What about sidesaddle attire? I'm getting an english one and I've seen all sorts of different costumes from civil war remakes and copies of what the Queen has worn to simple hunter-type jackets and aprons. Sooo many choices!
Comment by Jackie Cochran on April 23, 2010 at 5:54pm
Hi Amanda, when I learned I have MS I thought about a side-saddle, until I remembered that the rider HAS to have excellent balance or the horse will end up with a sore back.
I have a lot of books that have side-saddle discussions, all the way up to and including the Forward Seat (modern jumping). There is even on google books at least one book on riding side-saddle, by Hayes (Alice?).
I am looking forward to hearing about your adventures. Keep your seat right across the saddle, and remember to keep your shoulders lined up with your hips.

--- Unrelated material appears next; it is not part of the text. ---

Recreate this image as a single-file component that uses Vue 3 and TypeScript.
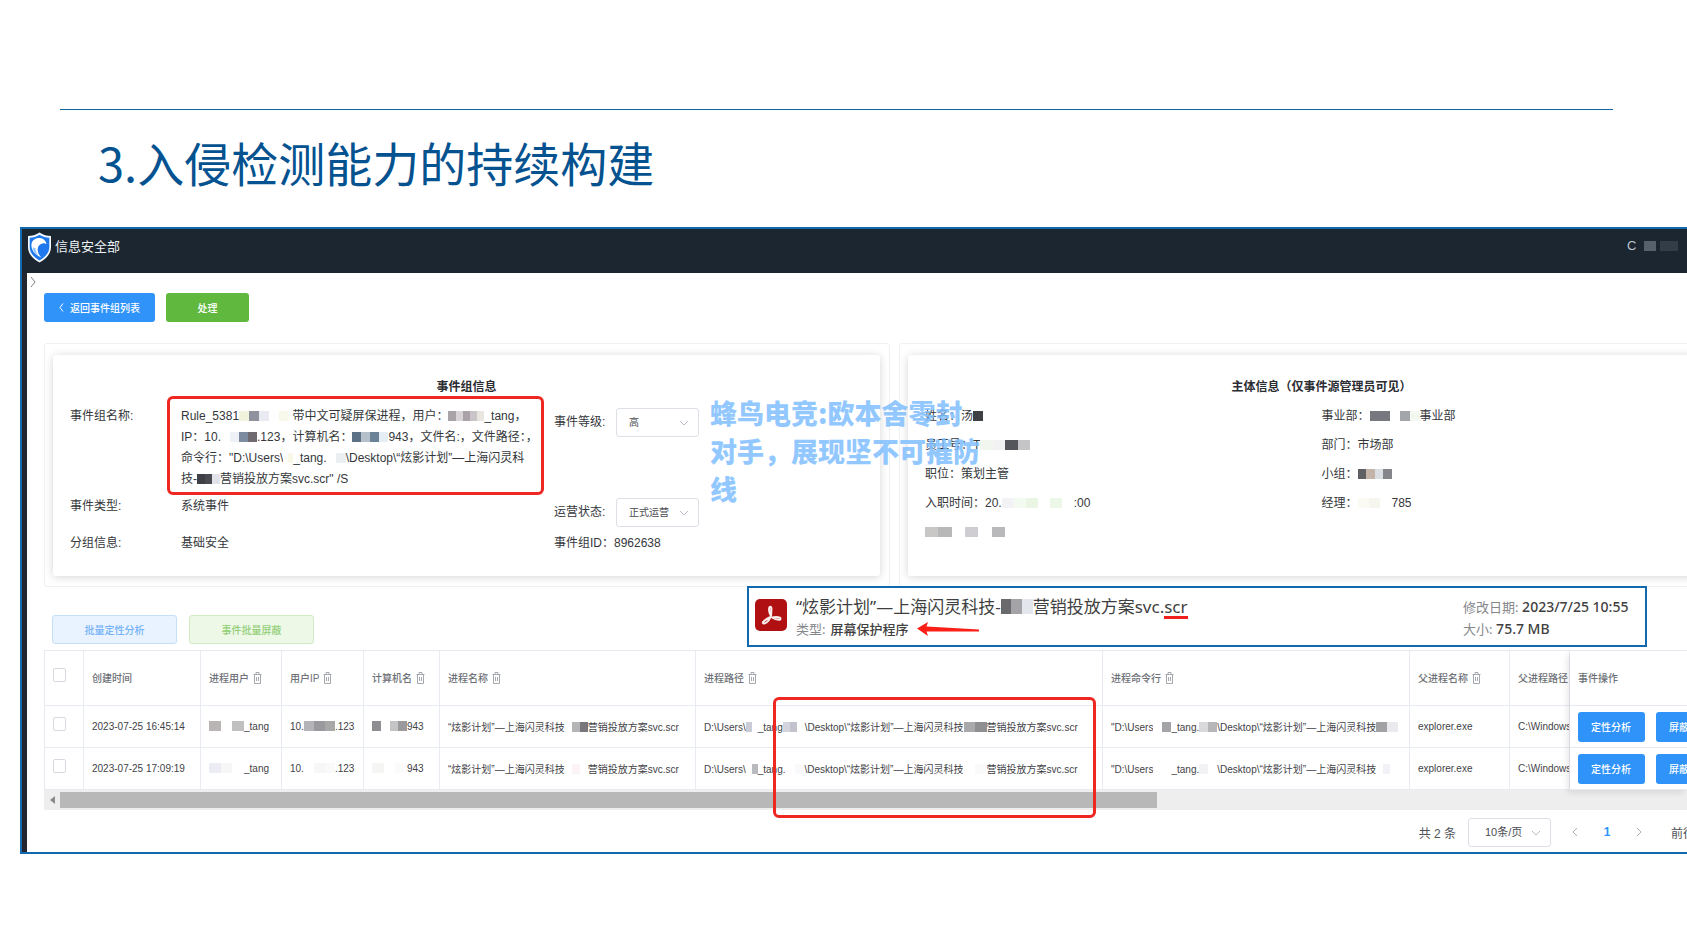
<script setup lang="ts">
import { h, ref } from 'vue'
import type { FunctionalComponent } from 'vue'

interface Mask {
  width: number
  cells: string[]
}
type Part = string | Mask

interface EventRow {
  time: string
  user: Part[]
  ip: Part[]
  host: Part[]
  name: Part[]
  path: Part[]
  command: Part[]
  parent: string
  parentPath: string
}

const mask = (width: number, ...cells: string[]): Mask => ({ width, cells })

const MaskedText: FunctionalComponent<{ parts: Part[] }> = (props) =>
  props.parts.map((part) =>
    typeof part === 'string'
      ? h('span', part)
      : h(
          'span',
          { class: 'mosaic', style: { width: part.width + 'px' } },
          part.cells.map((background) => h('span', { class: 'mosaic-cell', style: { background } })),
        ),
  )
MaskedText.props = ['parts']

const level = ref('高')
const status = ref('正式运营')
const pageSize = ref('10条/页')

const ruleLines: Part[][] = [
  ['Rule_5381', mask(50, '#f1f3dc', '#8f919c', '#e9eaf2', '#ffffff', '#f8f9ea'), ' 带中文可疑屏保进程，用户：', mask(36, '#a9a3a8', '#d8d4d8', '#aaa2a8', '#c9c5c9', '#e8e6df'), '_tang，'],
  ['IP：10.', mask(36, '#ffffff', '#eef1f6', '#7c8ba0', '#6e6a70'), '.123，计算机名：', mask(36, '#5c7086', '#b6c0ca', '#6c8296', '#e6eef5'), '943，文件名:，文件路径：，'],
  ['命令行："D:\\Users\\', mask(10, '#ffffff', '#f9f8e6'), '_tang.', mask(19, '#ffffff', '#eceff2'), '\\Desktop\\“炫影计划”—上海闪灵科'],
  ['技-', mask(23, '#3f4046', '#4a4b51', '#e2e3ea'), '营销投放方案svc.scr" /S'],
]

const subjectLeft: Part[][] = [
  ['姓名：汤', mask(10, '#3f4044')],
  ['员工号：T', mask(50, '#f1f6ee', '#f2f2f2', '#55565b', '#c5c5c8')],
  ['职位：策划主管'],
  ['入职时间：20.', mask(72, '#f3f3f5', '#f3faf0', '#eaf5e4', '#ffffff', '#edf7e7', '#ffffff'), ':00'],
  [mask(80, '#c9c7c6', '#b9b8b8', '#ffffff', '#cfcdd1', '#ffffff', '#b9b9bc')],
]

const subjectRight: Part[][] = [
  ['事业部：', mask(50, '#77787f', '#77787f', '#ffffff', '#a2a6aa', '#f3f8f1'), '事业部'],
  ['部门：市场部'],
  ['小组：', mask(34, '#5f6064', '#c3b3a8', '#dbdfe4', '#85868c')],
  ['经理：', mask(34, '#fbfbf3', '#f6f6ef', '#ffffff'), '785'],
]

const headers: { title: string; removable: boolean }[] = [
  { title: '创建时间', removable: false },
  { title: '进程用户', removable: true },
  { title: '用户IP', removable: true },
  { title: '计算机名', removable: true },
  { title: '进程名称', removable: true },
  { title: '进程路径', removable: true },
  { title: '进程命令行', removable: true },
  { title: '父进程名称', removable: true },
  { title: '父进程路径', removable: false },
]

const plan = '“炫影计划”—上海闪灵科技'

const rows: EventRow[] = [
  {
    time: '2023-07-25 16:45:14',
    user: [mask(35, '#b9b5b5', '#ffffff', '#c0c0c0'), '_tang'],
    ip: ['10.', mask(31, '#b4b4b8', '#9a9a9e', '#a8a8a8'), '.123'],
    host: [mask(35, '#8e8e92', '#ffffff', '#c4c4c6', '#9a9a9c'), '943'],
    name: [plan, mask(23, '#ffffff', '#b5b5b8', '#78787c'), '营销投放方案svc.scr'],
    path: ['D:\\Users\\', mask(12, '#c9cbd6', '#ffffff'), '_tang', mask(22, '#d3d4de', '#c2c3cd', '#ffffff'), '\\Desktop\\' + plan, mask(23, '#a9a9ac', '#8f8f92'), '营销投放方案svc.scr'],
    command: ['"D:\\Users', mask(18, '#ffffff', '#a3a4a8'), '_tang.', mask(18, '#d9d9db', '#b6b6b8'), '\\Desktop\\' + plan, mask(22, '#a2a2a5', '#e9e9ee')],
    parent: 'explorer.exe',
    parentPath: 'C:\\Windows',
  },
  {
    time: '2023-07-25 17:09:19',
    user: [mask(35, '#ececf4', '#f6f6f6', '#ffffff'), '_tang'],
    ip: ['10.', mask(31, '#ffffff', '#f7f7f7', '#fafafa'), '.123'],
    host: [mask(35, '#f5f5f3', '#ffffff', '#fbfbfb'), '943'],
    name: [plan, mask(23, '#ffffff', '#fbf3f7', '#ffffff'), '营销投放方案svc.scr'],
    path: ['D:\\Users\\', mask(12, '#ffffff', '#b9bac0'), '_tang.', mask(19, '#ffffff', '#fafafd'), '\\Desktop\\' + plan, mask(23, '#ffffff', '#fafafa'), '营销投放方案svc.scr'],
    command: ['"D:\\Users', mask(18, '#ffffff'), '_tang.', mask(18, '#f2f2f4', '#ffffff'), '\\Desktop\\' + plan, mask(14, '#ffffff', '#f1f1f7')],
    parent: 'explorer.exe',
    parentPath: 'C:\\Windows',
  },
]

const userName: Part[] = ['C', mask(8), mask(12, '#56616b'), mask(4), mask(18, '#323d48')]
const fileName: Part[] = ['“炫影计划”—上海闪灵科技-', mask(32, '#6a6a6d', '#a4a4a8', '#e3e6ec'), '营销投放方案svc.']
</script>

<template>
  <main class="slide">
    <hr class="rule" />
    <h1 class="slide-title">3.入侵检测能力的持续构建</h1>

    <section class="frame">
      <header class="topbar">
        <svg class="shield" viewBox="0 0 25 31" aria-hidden="true">
          <path d="M12.500 .5C9 3 5 4 1 4v11c0 7 5 12 11.500 15.500C19 27 24 22 24 15V4C20 4 16 3 12.500.5Z" fill="#f4f9ff" />
          <path d="M12.500 2.800C9.500 4.700 6 5.700 2.700 5.800V15c0 6 4.300 10.300 9.800 13.400C18 25.300 22.300 21 22.300 15V5.800C19 5.700 15.500 4.700 12.500 2.800Z" fill="#1f78ee" />
          <path d="M4.500 12C5 8 9 5.500 13 6c3 .4 6 2.500 6.500 6-1.500-.9-2.600-1-4-.6-3 .6-5 3-4.800 6.600.2 3 1.800 5.500 3.500 7.500C8.500 23 3.800 18 4.500 12Z" fill="#fff" />
          <path d="M5.500 15.500c1 4 3 6.500 6 8.500-2-3-3-5-3.200-8Z" fill="#8fc3ff" />
        </svg>
        <span class="brand">信息安全部</span>
        <span class="user"><MaskedText :parts="userName" /></span>
      </header>

      <div class="body">
        <button class="expand" type="button" aria-label="展开">
          <svg viewBox="0 0 6 12"><path d="M1 1l4 5-4 5" /></svg>
        </button>

        <div class="actions">
          <button class="btn primary back" type="button">
            <svg viewBox="0 0 5 9" aria-hidden="true"><path d="M4 .5L1 4.500l3 4" /></svg>
            返回事件组列表
          </button>
          <button class="btn success" type="button">处理</button>
        </div>

        <div class="cards">
          <section class="card">
            <div class="card-inner">
              <h2>事件组信息</h2>
              <div class="info">
                <span>事件组名称:</span>
                <div class="rule-text">
                  <div v-for="(line, i) in ruleLines" :key="i"><MaskedText :parts="line" /></div>
                </div>
                <div class="field">
                  <label for="level">事件等级:</label>
                  <span class="select">
                    <select id="level" v-model="level"><option>高</option><option>中</option><option>低</option></select>
                    <svg viewBox="0 0 10 6" aria-hidden="true"><path d="M1 1l4 4 4-4" /></svg>
                  </span>
                </div>
                <span>事件类型:</span>
                <span>系统事件</span>
                <div class="field">
                  <label for="status">运营状态:</label>
                  <span class="select">
                    <select id="status" v-model="status"><option>正式运营</option><option>测试运营</option></select>
                    <svg viewBox="0 0 10 6" aria-hidden="true"><path d="M1 1l4 4 4-4" /></svg>
                  </span>
                </div>
                <span>分组信息:</span>
                <span>基础安全</span>
                <span>事件组ID：8962638</span>
              </div>
            </div>
          </section>

          <section class="card">
            <div class="card-inner">
              <h2>主体信息（仅事件源管理员可见）</h2>
              <div class="subject">
                <div>
                  <p v-for="(line, i) in subjectLeft" :key="i"><MaskedText :parts="line" /></p>
                </div>
                <div>
                  <p v-for="(line, i) in subjectRight" :key="i"><MaskedText :parts="line" /></p>
                </div>
              </div>
            </div>
          </section>
        </div>

        <div class="batch">
          <button class="btn soft-blue" type="button">批量定性分析</button>
          <button class="btn soft-green" type="button">事件批量屏蔽</button>
        </div>

        <div class="table-wrap">
          <table>
            <colgroup>
              <col class="c-check" /><col class="c-time" /><col class="c-user" /><col class="c-ip" /><col class="c-host" />
              <col class="c-name" /><col class="c-path" /><col class="c-command" /><col class="c-parent" /><col class="c-parent-path" /><col />
            </colgroup>
            <thead>
              <tr>
                <th class="check"><input type="checkbox" aria-label="全选" /></th>
                <th v-for="head in headers" :key="head.title">
                  {{ head.title }}
                  <svg v-if="head.removable" class="bin" viewBox="0 0 9 12" aria-hidden="true">
                    <path d="M.5 2.500h8M3 2.500v-2h3v2M1.500 2.500v9h6v-9M3.500 5v4M5.500 5v4" />
                  </svg>
                </th>
                <th class="ops">事件操作</th>
              </tr>
            </thead>
            <tbody>
              <tr v-for="row in rows" :key="row.time">
                <td class="check"><input type="checkbox" :aria-label="row.time" /></td>
                <td>{{ row.time }}</td>
                <td><MaskedText :parts="row.user" /></td>
                <td><MaskedText :parts="row.ip" /></td>
                <td><MaskedText :parts="row.host" /></td>
                <td><MaskedText :parts="row.name" /></td>
                <td><MaskedText :parts="row.path" /></td>
                <td><MaskedText :parts="row.command" /></td>
                <td>{{ row.parent }}</td>
                <td>{{ row.parentPath }}</td>
                <td class="ops">
                  <div class="op-buttons">
                    <button class="btn primary op" type="button">定性分析</button>
                    <button class="btn primary op" type="button">屏蔽</button>
                  </div>
                </td>
              </tr>
            </tbody>
          </table>
          <div class="scrollbar">
            <svg viewBox="0 0 5 8" aria-hidden="true"><path d="M5 0v8L0 4Z" /></svg>
            <div class="thumb"></div>
          </div>
        </div>

        <nav class="pager" aria-label="分页">
          <span>共 2 条</span>
          <span class="select">
            <select v-model="pageSize" class="size" aria-label="每页条数"><option>10条/页</option><option>20条/页</option></select>
            <svg viewBox="0 0 10 6" aria-hidden="true"><path d="M1 1l4 4 4-4" /></svg>
          </span>
          <button type="button" aria-label="上一页"><svg viewBox="0 0 6 10"><path d="M5 1L1 5l4 4" /></svg></button>
          <button type="button" class="current">1</button>
          <button type="button" aria-label="下一页"><svg viewBox="0 0 6 10"><path d="M1 1l4 4-4 4" /></svg></button>
          <span class="goto">前往</span>
        </nav>
      </div>

      <div class="mark mark-rule"></div>
      <div class="mark mark-path"></div>

      <aside class="file">
        <svg class="pdf" viewBox="0 0 32 32" aria-hidden="true">
          <rect width="32" height="32" rx="5" fill="#b01012" />
          <g fill="none" stroke="#fbeeee" stroke-width="2" stroke-linecap="round" stroke-linejoin="round">
            <path d="M16 17c-1.600-3-2.200-6-1.800-8 .3-1.600 2-1.600 2.200 0 .2 2.400-.2 5.300-.4 8Z" />
            <path d="M15.500 18c-1.200 3-3.300 5.500-5.800 6.400-1.700.5-2.400-1-1.200-2 1.700-1.500 4.500-3.300 7-4.400Z" />
            <path d="M17 18.500c3-.7 6-.6 7.800.2 1.300.7.7 2.200-.8 2.100-2.400-.2-5-1.100-7-2.300Z" />
          </g>
        </svg>
        <div class="file-main">
          <div class="file-name"><MaskedText :parts="fileName" /><span class="ext">scr</span></div>
          <div class="file-type">
            <span class="key">类型:</span> 屏幕保护程序
            <svg class="arrow" viewBox="0 0 62 14" aria-hidden="true"><path d="M0 6.500L11 0 9.500 4.500 62 7.500v2L9.500 9.500 11 14Z" fill="#fb1f17" /></svg>
          </div>
        </div>
        <div class="file-meta">
          <div><span class="key">修改日期:</span> 2023/7/25 10:55</div>
          <div><span class="key">大小:</span> 75.7 MB</div>
        </div>
      </aside>

      <p class="watermark">蜂鸟电竞:欧本舍零封对手，展现坚不可摧防线</p>
    </section>
  </main>
</template>

<style>
body {
  margin: 0;
  background: #fff;
  overflow-x: hidden;
}
.mosaic {
  display: inline-flex;
  height: 10px;
  vertical-align: -1px;
}
.mosaic-cell {
  flex: 1;
}
</style>

<style scoped>
.slide {
  padding-top: 109px;
  font-family: "Liberation Sans", "Noto Sans CJK SC", sans-serif;
  font-size: 12px;
  color: #35373b;
  overflow: hidden;
}
button,
select {
  font-family: inherit;
}
svg {
  flex: none;
}
.rule {
  height: 1px;
  margin: 0 74px 0 60px;
  border: 0;
  background: #10659c;
}
.slide-title {
  margin: 24px 0 37px 98px;
  font: 400 47px/56px "Noto Sans CJK SC", sans-serif;
  color: #04528f;
}
.frame {
  position: relative;
  margin-left: 20px;
  border: 2px solid #1269ad;
  border-right: 0;
}
.topbar {
  display: flex;
  align-items: flex-start;
  height: 44px;
  padding: 3px 0 0 5px;
  box-sizing: border-box;
  background: #1b2630;
  color: #eef2f5;
}
.shield {
  width: 25px;
  height: 31px;
}
.brand {
  margin-left: 3px;
  font-size: 13px;
  line-height: 30px;
}
.user {
  width: 60px;
  margin-left: auto;
  font-size: 13px;
  line-height: 28px;
  color: #bcc8d2;
  white-space: nowrap;
}
.body {
  border-left: 5px solid #23262f;
  background: #fff;
  padding-left: 17px;
}
.expand {
  display: block;
  margin-left: -14px;
  padding: 3px 0 0;
  border: 0;
  background: none;
}
.expand svg {
  display: block;
  width: 6px;
  height: 12px;
  fill: none;
  stroke: #80838a;
}
.actions {
  display: flex;
  gap: 11px;
  padding: 5px 0 0 0;
}
.btn {
  display: flex;
  align-items: center;
  justify-content: center;
  box-sizing: border-box;
  height: 29px;
  padding: 0 13px;
  border: 0;
  border-radius: 3px;
  font-size: 10px;
  font-weight: 500;
  white-space: nowrap;
  color: #fff;
}
.primary {
  background: #2f93fa;
}
.success {
  width: 83px;
  background: #60b83e;
}
.back {
  width: 111px;
  gap: 6px;
}
.back svg {
  width: 5px;
  height: 9px;
  fill: none;
  stroke: #fff;
}
.cards {
  display: grid;
  grid-template-columns: 1fr 1fr;
  gap: 9px;
  margin: 21px -58px 0 0;
}
.card {
  padding: 11px 9px 10px 8px;
  border: 1px solid #eff0f2;
  border-radius: 3px;
}
.card-inner {
  height: 221px;
  box-sizing: border-box;
  padding: 22px 17px 0;
  border-radius: 3px;
  box-shadow: 0 1px 8px rgba(0, 0, 0, 0.17);
}
h2 {
  margin: 0;
  font-size: 12px;
  line-height: 20px;
  font-weight: 700;
  text-align: center;
  color: #2b2d33;
}
.info {
  display: grid;
  grid-template-columns: 111px 373px 1fr;
  row-gap: 6px;
  padding-top: 9px;
  line-height: 21px;
  white-space: nowrap;
}
.field {
  display: flex;
  align-items: center;
  align-self: start;
  gap: 10px;
  padding-top: 2px;
}
.field label {
  width: 52px;
}
.select {
  position: relative;
  display: inline-flex;
  width: 83px;
}
.select select {
  appearance: none;
  width: 100%;
  height: 29px;
  padding: 0 20px 0 12px;
  border: 1px solid #dcdfe6;
  border-radius: 3px;
  background: #fff;
  font-size: 10px;
  color: #4a4c52;
}
.select .size {
  padding-left: 16px;
  font-size: 11px;
}
.select svg {
  position: absolute;
  top: 12px;
  right: 10px;
  width: 10px;
  height: 6px;
  fill: none;
  stroke: #b9bdc5;
  pointer-events: none;
}
.subject {
  display: grid;
  grid-template-columns: 1fr 1fr;
  padding-top: 5px;
}
.subject p {
  margin: 0;
  line-height: 29px;
  white-space: nowrap;
}
.batch {
  display: flex;
  gap: 12px;
  padding: 28px 0 6px 8px;
}
.batch .btn {
  width: 125px;
  border: 1px solid;
}
.batch .soft-blue {
  background: #e9f3ff;
  border-color: #c6dff8;
  color: #74b2f7;
}
.batch .soft-green {
  background: #edf8e7;
  border-color: #d0ebc3;
  color: #93cf78;
}
.table-wrap {
  overflow: hidden;
}
table {
  width: 100%;
  table-layout: fixed;
  border-collapse: separate;
  border-spacing: 0;
  border-top: 1px solid #e6e9f0;
  border-left: 1px solid #e6e9f0;
  font-size: 10px;
}
.c-check { width: 39px; }
.c-time { width: 117px; }
.c-user { width: 81px; }
.c-ip { width: 82px; }
.c-host { width: 76px; }
.c-name { width: 256px; }
.c-path { width: 407px; }
.c-command { width: 307px; }
.c-parent { width: 100px; }
.c-parent-path { width: 60px; }
th,
td {
  box-sizing: border-box;
  height: 42px;
  padding: 0 0 0 8px;
  border-right: 1px solid #e8ebf1;
  border-bottom: 1px solid #e8ebf1;
  text-align: left;
  white-space: nowrap;
  overflow: hidden;
  color: #3f4247;
}
th {
  height: 55px;
  padding-bottom: 1px;
  font-weight: 500;
  color: #6d7076;
}
.bin {
  width: 9px;
  height: 12px;
  margin-left: 1px;
  vertical-align: -2px;
  fill: none;
  stroke: #a5a8ad;
}
.check {
  padding: 0 0 6px 8px;
}
.check input {
  display: block;
  appearance: none;
  width: 13px;
  height: 14px;
  margin: 0;
  border: 1px solid #d6d9e0;
  border-radius: 2px;
  background: #fff;
}
.ops {
  position: relative;
  border-right: 0;
  background: #fff;
  overflow: visible;
  box-shadow: -3px 3px 6px rgba(0, 0, 0, 0.09);
}
.op-buttons {
  display: flex;
  gap: 11px;
}
.op {
  width: 67px;
  height: 30px;
  flex: none;
  justify-content: flex-start;
}
.scrollbar {
  display: flex;
  align-items: center;
  height: 20px;
  background: #eee;
}
.scrollbar svg {
  width: 5px;
  height: 8px;
  margin: 0 5px 0 6px;
  fill: #8a8a8a;
}
.thumb {
  width: 1097px;
  height: 16px;
  background: #b8b8b8;
}
.pager {
  display: flex;
  align-items: center;
  justify-content: flex-end;
  height: 42px;
  padding-top: 2px;
  box-sizing: border-box;
  color: #505257;
}
.pager .select {
  margin: 0 8px 0 12px;
}
.pager button {
  display: flex;
  align-items: center;
  justify-content: center;
  width: 32px;
  height: 28px;
  padding: 0;
  border: 0;
  background: none;
}
.pager button svg {
  width: 6px;
  height: 10px;
  fill: none;
  stroke: #a9adb5;
}
.pager .current {
  font-size: 12px;
  font-weight: 700;
  color: #2f93fa;
}
.goto {
  width: 16px;
  margin-left: 16px;
  white-space: nowrap;
  overflow: hidden;
}
.mark {
  position: absolute;
  box-sizing: border-box;
  border: 3px solid #ee2821;
  border-radius: 6px;
  pointer-events: none;
}
.mark-rule {
  left: 145px;
  top: 167px;
  width: 377px;
  height: 99px;
}
.mark-path {
  left: 751px;
  top: 468px;
  width: 323px;
  height: 121px;
}
.file {
  position: absolute;
  left: 725px;
  right: 40px;
  top: 357px;
  box-sizing: border-box;
  height: 61px;
  display: flex;
  padding: 8px 16px 0 6px;
  border: 2px solid #1269ad;
  background: #fff;
  font-family: "Noto Sans", "Noto Sans CJK SC", sans-serif;
  white-space: nowrap;
  color: #3f3f41;
}
.pdf {
  width: 32px;
  height: 32px;
  margin-top: 3px;
}
.file-main {
  margin-left: 9px;
}
.file-name {
  font-size: 17px;
  line-height: 22px;
}
.file-name :deep(.mosaic) {
  height: 15px;
}
.ext {
  display: inline-block;
  height: 20px;
  line-height: 22px;
  border-bottom: 3px solid #f0201c;
}
.file-type {
  display: flex;
  align-items: center;
  gap: 8px;
  font-size: 13px;
  line-height: 20px;
  font-weight: 500;
}
.file-type .key {
  margin-right: -3px;
}
.arrow {
  width: 62px;
  height: 14px;
}
.file-meta {
  width: 166px;
  margin-left: auto;
  font-size: 14px;
  line-height: 22px;
  font-weight: 500;
}
.key {
  font-size: 13px;
  font-weight: 400;
  color: #85878b;
}
.watermark {
  position: absolute;
  left: 688px;
  top: 165px;
  width: 275px;
  margin: 0;
  font: 900 27px/38px "Noto Sans CJK SC", sans-serif;
  color: #7fbfff;
  opacity: 0.85;
}
</style>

For some reason old time horsemen, at least the ones who wrote books, were enamored by the side-saddle for women, saying that women were not strong enough to ride astride. They would go on and on about how women were SOOOO graceful in the side-saddle, and that the modern improvements (the leaping horn) made the side-saddle very secure for the rider.
So enjoy. Watch your balance. Feel secure.
Comment by Geoffrey Pannell on April 23, 2010 at 5:41pm
Hi Amanda, I jumped on one once, what a mess!! Horse jumped into canter, I fell strait off the other side into the mud. That gave me a whole new respect for those ladies from the old days!!!
Comment by Shimmer E on April 22, 2010 at 12:35pm
I just purchased my first sidesaddle. I'm so excited about getting it and trying it out on my gelding. Any tips on getting used to life aside?